(Pages as source code)
-------------------------
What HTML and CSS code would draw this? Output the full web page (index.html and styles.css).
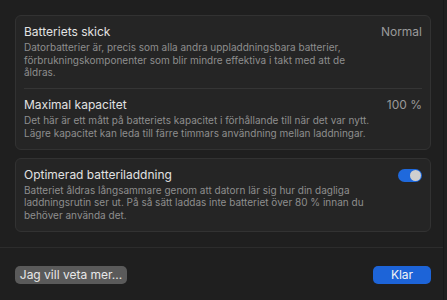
FILE: index.html
```html
<!DOCTYPE html>
<html lang="sv">

<head>
    <meta charset="UTF-8">
    <meta name="viewport" content="width=device-width, initial-scale=1.0">
    <title>Batteri</title>
    <link rel="stylesheet" href="styles.css">
</head>

<body>
    <div class="sheet">
        <div class="content">
            <div class="card">
                <div class="row">
                    <div class="text">
                        <p class="title">Batteriets skick</p>
                        <p class="desc">Datorbatterier är, precis som alla andra uppladdningsbara batterier,<br>
                            förbrukningskomponenter som blir mindre effektiva i takt med att de<br>
                            åldras.</p>
                    </div>
                    <span class="value">Normal</span>
                </div>
                <div class="row">
                    <div class="text">
                        <p class="title">Maximal kapacitet</p>
                        <p class="desc">Det här är ett mått på batteriets kapacitet i förhållande till när det var nytt.<br>
                            Lägre kapacitet kan leda till färre timmars användning mellan laddningar.</p>
                    </div>
                    <span class="value">100 %</span>
                </div>
            </div>

            <div class="card">
                <div class="row">
                    <div class="text">
                        <p class="title">Optimerad batteriladdning</p>
                        <p class="desc">Batteriet åldras långsammare genom att datorn lär sig hur din dagliga<br>
                            laddningsrutin ser ut. På så sätt laddas inte batteriet över 80 % innan du<br>
                            behöver använda det.</p>
                    </div>
                    <span class="toggle"><span class="knob"></span></span>
                </div>
            </div>
        </div>

        <div class="footer">
            <button class="btn">Jag vill veta mer...</button>
            <button class="btn primary">Klar</button>
        </div>
    </div>
</body>

</html>
```

FILE: styles.css
```css
* {
    margin: 0;
    padding: 0;
    box-sizing: border-box;
}

html,
body {
    background: #1f1f1f;
}

body {
    width: 447px;
    height: 300px;
    overflow: hidden;
    font-family: Inter, "Liberation Sans", sans-serif;
    color: #dedede;
}

.sheet {
    width: 444px;
    height: 300px;
    background: #1f1f1f;
    border-right: 1px solid #181818;
}

.content {
    padding: 15px 12px 0 15px;
    height: 248px;
    border-bottom: 1px solid #2c2c2c;
}

.card {
    background: #252525;
    border: 1px solid #323232;
    border-radius: 6px;
    padding: 0 8px;
    margin-bottom: 8px;
}

.row {
    display: flex;
    justify-content: space-between;
    align-items: flex-start;
    padding: 8px 0 9px;
}

.row + .row {
    border-top: 1px solid #353535;
}

.text {
    white-space: nowrap;
}

.title {
    font-size: 12px;
    line-height: 16px;
    color: #e2e2e2;
}

.desc {
    margin-top: 1px;
    font-size: 10px;
    line-height: 12.7px;
    color: #8e8e8e;
}

.value {
    font-size: 12px;
    line-height: 16px;
    color: #9a9a9a;
}

.toggle {
    margin-top: 2px;
    width: 24px;
    height: 13px;
    border-radius: 7px;
    background: #1f69dc;
    display: flex;
    justify-content: flex-end;
    align-items: center;
    padding: 0 1px;
}

.knob {
    width: 11px;
    height: 11px;
    border-radius: 50%;
    background: #cfcfcf;
}

.footer {
    display: flex;
    justify-content: space-between;
    padding: 18px 12px 0 15px;
}

.btn {
    height: 18px;
    width: 112px;
    border: none;
    border-radius: 5px;
    background: #5a5a5a;
    color: #e8e8e8;
    font-family: Inter, "Liberation Sans", sans-serif;
    font-size: 12px;
    line-height: 18px;
}

.btn.primary {
    width: 58px;
    background: #1d64d8;
    color: #f4f4f4;
}
```
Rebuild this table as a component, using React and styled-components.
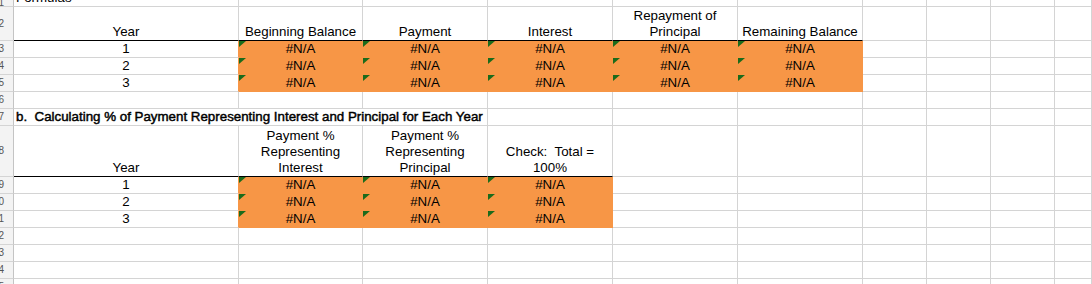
import React from 'react';
import styled, { createGlobalStyle, css } from 'styled-components';

const GlobalStyle = createGlobalStyle`
  html, body {
    margin: 0;
    padding: 0;
    background: #ffffff;
    overflow: hidden;
  }
  body {
    font-family: 'Liberation Sans', Arial, sans-serif;
  }
`;

const GRID = '#d4d4d4';
const ORANGE = '#f79646';
const FLAG = '#1b6b1b';

const Sheet = styled.div`
  display: grid;
  grid-template-columns: 14px 225px 124px 125px 125px 125px 125px 64px 64px 64px 1fr;
  grid-template-rows: ${(p) => p.$rows.map((h) => `${h}px`).join(' ')};
  width: 1092px;
  height: 284px;
  overflow: hidden;
  font-family: 'Liberation Sans', Arial, sans-serif;
  font-size: 13.333px;
  line-height: 16px;
  color: #000;
`;

const RowHead = styled.div`
  box-sizing: border-box;
  display: flex;
  align-items: center;
  justify-content: flex-end;
  padding-right: 9px;
  overflow: hidden;
  background: #f3f3f3;
  border-right: 1px solid #c4c4c4;
  border-bottom: 1px solid ${GRID};
  font-size: 10px;
  line-height: 12px;
  color: #555;
`;

const Cell = styled.div`
  position: relative;
  box-sizing: border-box;
  display: flex;
  flex-direction: column;
  justify-content: flex-end;
  align-items: ${(p) => (p.$align === 'left' ? 'flex-start' : 'center')};
  text-align: ${(p) => (p.$align === 'left' ? 'left' : 'center')};
  padding: 0 2px;
  white-space: pre;
  border-right: 1px solid ${(p) => (p.$edge ? ORANGE : GRID)};
  border-bottom: 1px solid ${GRID};
  ${(p) => p.$span && css`grid-column: span ${p.$span};`}
  ${(p) => p.$clip && css`overflow: hidden;`}
  ${(p) =>
    p.$strong &&
    css`
      -webkit-text-stroke: 0.45px #000;
    `}
  ${(p) =>
    p.$rule &&
    css`
      border-bottom-color: #000;
    `}
  ${(p) =>
    p.$fill &&
    css`
      background: ${ORANGE};
      border-right-color: ${ORANGE};
      border-bottom-color: ${ORANGE};
      &::before {
        content: '';
        position: absolute;
        top: 0;
        left: 0;
        width: 0;
        height: 0;
        border-top: 6px solid ${FLAG};
        border-right: 7px solid transparent;
      }
    `}
`;

const TOTAL_COLS = 10; // A..J

const blank = (n) => Array.from({ length: n }, () => ({}));

const loanHeaders = [
  'Year',
  'Beginning Balance',
  'Payment',
  'Interest',
  ['Repayment of', 'Principal'],
  'Remaining Balance',
];

const pctHeaders = [
  'Year',
  ['Payment %', 'Representing', 'Interest'],
  ['Payment %', 'Representing', 'Principal'],
  ['Check:  Total =', '100%'],
];

const valueRow = (year, filled) => [
  { text: String(year), edge: true },
  ...Array.from({ length: filled }, () => ({ text: '#N/A', fill: true })),
  ...blank(TOTAL_COLS - 1 - filled),
];

const rows = [
  { h: 7, cells: [{ text: 'Formulas', align: 'left', clip: true }, ...blank(9)] },
  { h: 34, cells: [...loanHeaders.map((t) => ({ text: t, rule: true })), ...blank(4)] },
  { h: 17, cells: valueRow(1, 5) },
  { h: 17, cells: valueRow(2, 5) },
  { h: 17, cells: valueRow(3, 5) },
  { h: 17, cells: blank(10) },
  {
    h: 17,
    cells: [
      {
        text: 'b.  Calculating % of Payment Representing Interest and Principal for Each Year',
        align: 'left',
        span: 3,
        strong: true,
      },
      ...blank(7),
    ],
  },
  { h: 51, cells: [...pctHeaders.map((t) => ({ text: t, rule: true })), ...blank(6)] },
  { h: 17, cells: valueRow(1, 3) },
  { h: 17, cells: valueRow(2, 3) },
  { h: 17, cells: valueRow(3, 3) },
  { h: 17, cells: blank(10) },
  { h: 17, cells: blank(10) },
  { h: 17, cells: blank(10) },
  { h: 17, cells: blank(10) },
];

const renderText = (text) => {
  if (!text) return null;
  if (Array.isArray(text)) {
    return text.map((line, i) => <span key={i}>{line}</span>);
  }
  return <span>{text}</span>;
};

export default function App() {
  return (
    <>
      <GlobalStyle />
      <Sheet $rows={rows.map((r) => r.h)}>
        {rows.map((row, ri) => (
          <React.Fragment key={ri}>
            <RowHead>{ri + 1}</RowHead>
            {row.cells.map((c, ci) => (
              <Cell
                key={ci}
                $align={c.align}
                $fill={c.fill}
                $rule={c.rule}
                $edge={c.edge && row.cells.some((x) => x.fill)}
                $span={c.span}
                $clip={c.clip}
                $strong={c.strong}
              >
                {renderText(c.text)}
              </Cell>
            ))}
          </React.Fragment>
        ))}
      </Sheet>
    </>
  );
}
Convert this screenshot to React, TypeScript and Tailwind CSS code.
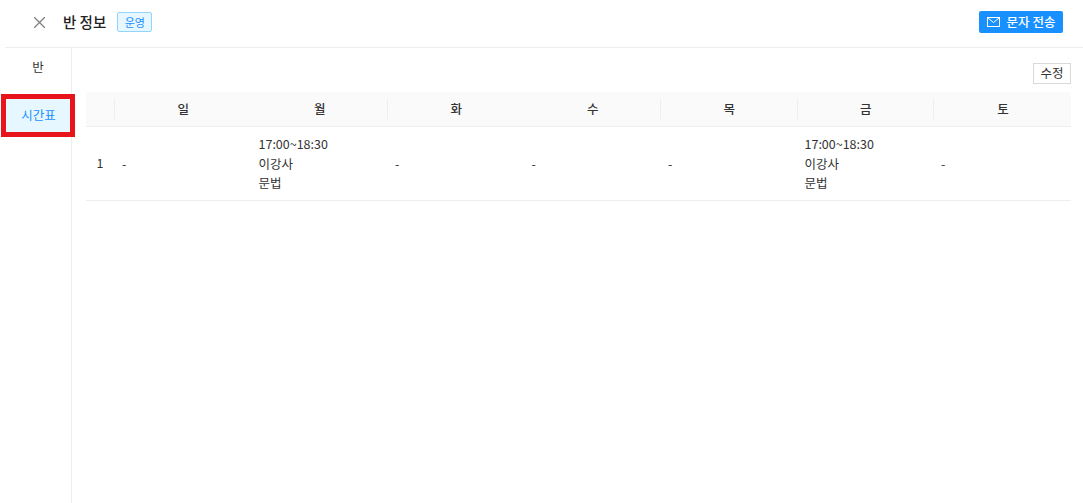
const days = [
  { name: "일", line: true },
  { name: "월", line: false },
  { name: "화", line: true },
  { name: "수", line: false },
  { name: "목", line: true },
  { name: "금", line: true },
  { name: "토", line: true },
];

const cells = [
  null,
  ["17:00~18:30", "이강사", "문법"],
  null,
  null,
  null,
  ["17:00~18:30", "이강사", "문법"],
  null,
];

export default function App() {
  return (
    <div className="h-[503px] w-[1083px] overflow-hidden bg-white font-['Noto_Sans_CJK_KR',sans-serif] text-[12.5px] text-[#333]">
      <header className="ml-[5px] flex h-[48px] items-center border-b border-[#eeeeee] pb-[3px] pl-[29px] pr-[20px]">
        <svg width="11" height="11" viewBox="0 0 11 11" fill="none" stroke="#808080" strokeWidth="1.3">
          <path d="M0 0l11 11M11 0L0 11" />
        </svg>
        <h1 className="ml-[18px] text-[14.5px] font-medium text-[#222]">반 정보</h1>
        <span className="ml-[11px] flex h-[20px] w-[35px] items-center justify-center rounded-[2px] border border-[#91d5ff] bg-[#e6f7ff] text-[11px] text-[#1890ff]">
          운영
        </span>
        <button className="ml-auto flex h-[22px] w-[84px] items-center justify-center gap-[7px] rounded-[2px] bg-[#1890ff] text-[12.5px] font-medium text-white">
          <svg width="13" height="10" viewBox="0 0 13 10" fill="none" stroke="white" strokeWidth="1">
            <rect x="0.5" y="0.5" width="12" height="9" />
            <path d="M1 1l5.500 4.500L12 1" />
          </svg>
          문자 전송
        </button>
      </header>

      <div className="flex h-[455px]">
        <aside className="w-[72px] shrink-0 border-r border-[#eeeeee] pl-[5px] pt-[7px]">
          <div className="flex h-[24px] items-center justify-center text-[#333]">반</div>
          <div className="mt-[19px] flex h-[35px] items-center justify-center bg-[#e6f7ff] pb-[1px] pl-[1px] text-[#1890ff] outline-[5px] -outline-offset-1 outline-[#e8141c]">
            시간표
          </div>
        </aside>

        <main className="flex-1 pl-[14px] pr-[12px] pt-[15px]">
          <div className="flex justify-end">
            <button className="h-[21px] w-[38px] border border-[#d9d9d9] bg-white text-[12.5px] text-[#333]">수정</button>
          </div>
          <div className="mt-[8px] grid grid-cols-[28px_repeat(6,136.5px)_1fr]">
            <div className="flex h-[35px] items-center border-b border-[#eeeeee] bg-[#fafafa]" />
            {days.map((day) => (
              <div key={day.name} className="relative flex h-[35px] items-center justify-center border-b border-[#eeeeee] bg-[#fafafa] pl-[2px] font-medium text-[#333]">
                {day.line && <span className="absolute left-0 top-[7px] h-[20px] w-px bg-[#eeeeee]" />}
                {day.name}
              </div>
            ))}
            <div className="flex h-[74px] items-center justify-center border-b border-[#eeeeee]">1</div>
            {cells.map((cell, i) => (
              <div key={i} className="flex h-[74px] flex-col justify-center border-b border-[#eeeeee] pl-[8px] leading-[19.5px]">
                {cell ? cell.map((line) => <div key={line}>{line}</div>) : <div>-</div>}
              </div>
            ))}
          </div>
        </main>
      </div>
    </div>
  );
}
-------------------------
• Directions for this task:
Both the line containing "Rebuild this table" and the line containing "const blank = (n)" belong in the copy, along with every line between them. Reproduce that stretch exactly, without the pictures.

• Exercise solution:
Rebuild this table as a component, using React and styled-components.
import React from 'react';
import styled, { createGlobalStyle, css } from 'styled-components';

const GlobalStyle = createGlobalStyle`
  html, body {
    margin: 0;
    padding: 0;
    background: #ffffff;
    overflow: hidden;
  }
  body {
    font-family: 'Liberation Sans', Arial, sans-serif;
  }
`;

const GRID = '#d4d4d4';
const ORANGE = '#f79646';
const FLAG = '#1b6b1b';

const Sheet = styled.div`
  display: grid;
  grid-template-columns: 14px 225px 124px 125px 125px 125px 125px 64px 64px 64px 1fr;
  grid-template-rows: ${(p) => p.$rows.map((h) => `${h}px`).join(' ')};
  width: 1092px;
  height: 284px;
  overflow: hidden;
  font-family: 'Liberation Sans', Arial, sans-serif;
  font-size: 13.333px;
  line-height: 16px;
  color: #000;
`;

const RowHead = styled.div`
  box-sizing: border-box;
  display: flex;
  align-items: center;
  justify-content: flex-end;
  padding-right: 9px;
  overflow: hidden;
  background: #f3f3f3;
  border-right: 1px solid #c4c4c4;
  border-bottom: 1px solid ${GRID};
  font-size: 10px;
  line-height: 12px;
  color: #555;
`;

const Cell = styled.div`
  position: relative;
  box-sizing: border-box;
  display: flex;
  flex-direction: column;
  justify-content: flex-end;
  align-items: ${(p) => (p.$align === 'left' ? 'flex-start' : 'center')};
  text-align: ${(p) => (p.$align === 'left' ? 'left' : 'center')};
  padding: 0 2px;
  white-space: pre;
  border-right: 1px solid ${(p) => (p.$edge ? ORANGE : GRID)};
  border-bottom: 1px solid ${GRID};
  ${(p) => p.$span && css`grid-column: span ${p.$span};`}
  ${(p) => p.$clip && css`overflow: hidden;`}
  ${(p) =>
    p.$strong &&
    css`
      -webkit-text-stroke: 0.45px #000;
    `}
  ${(p) =>
    p.$rule &&
    css`
      border-bottom-color: #000;
    `}
  ${(p) =>
    p.$fill &&
    css`
      background: ${ORANGE};
      border-right-color: ${ORANGE};
      border-bottom-color: ${ORANGE};
      &::before {
        content: '';
        position: absolute;
        top: 0;
        left: 0;
        width: 0;
        height: 0;
        border-top: 6px solid ${FLAG};
        border-right: 7px solid transparent;
      }
    `}
`;

const TOTAL_COLS = 10; // A..J

const blank = (n) => Array.from({ length: n }, () => ({}));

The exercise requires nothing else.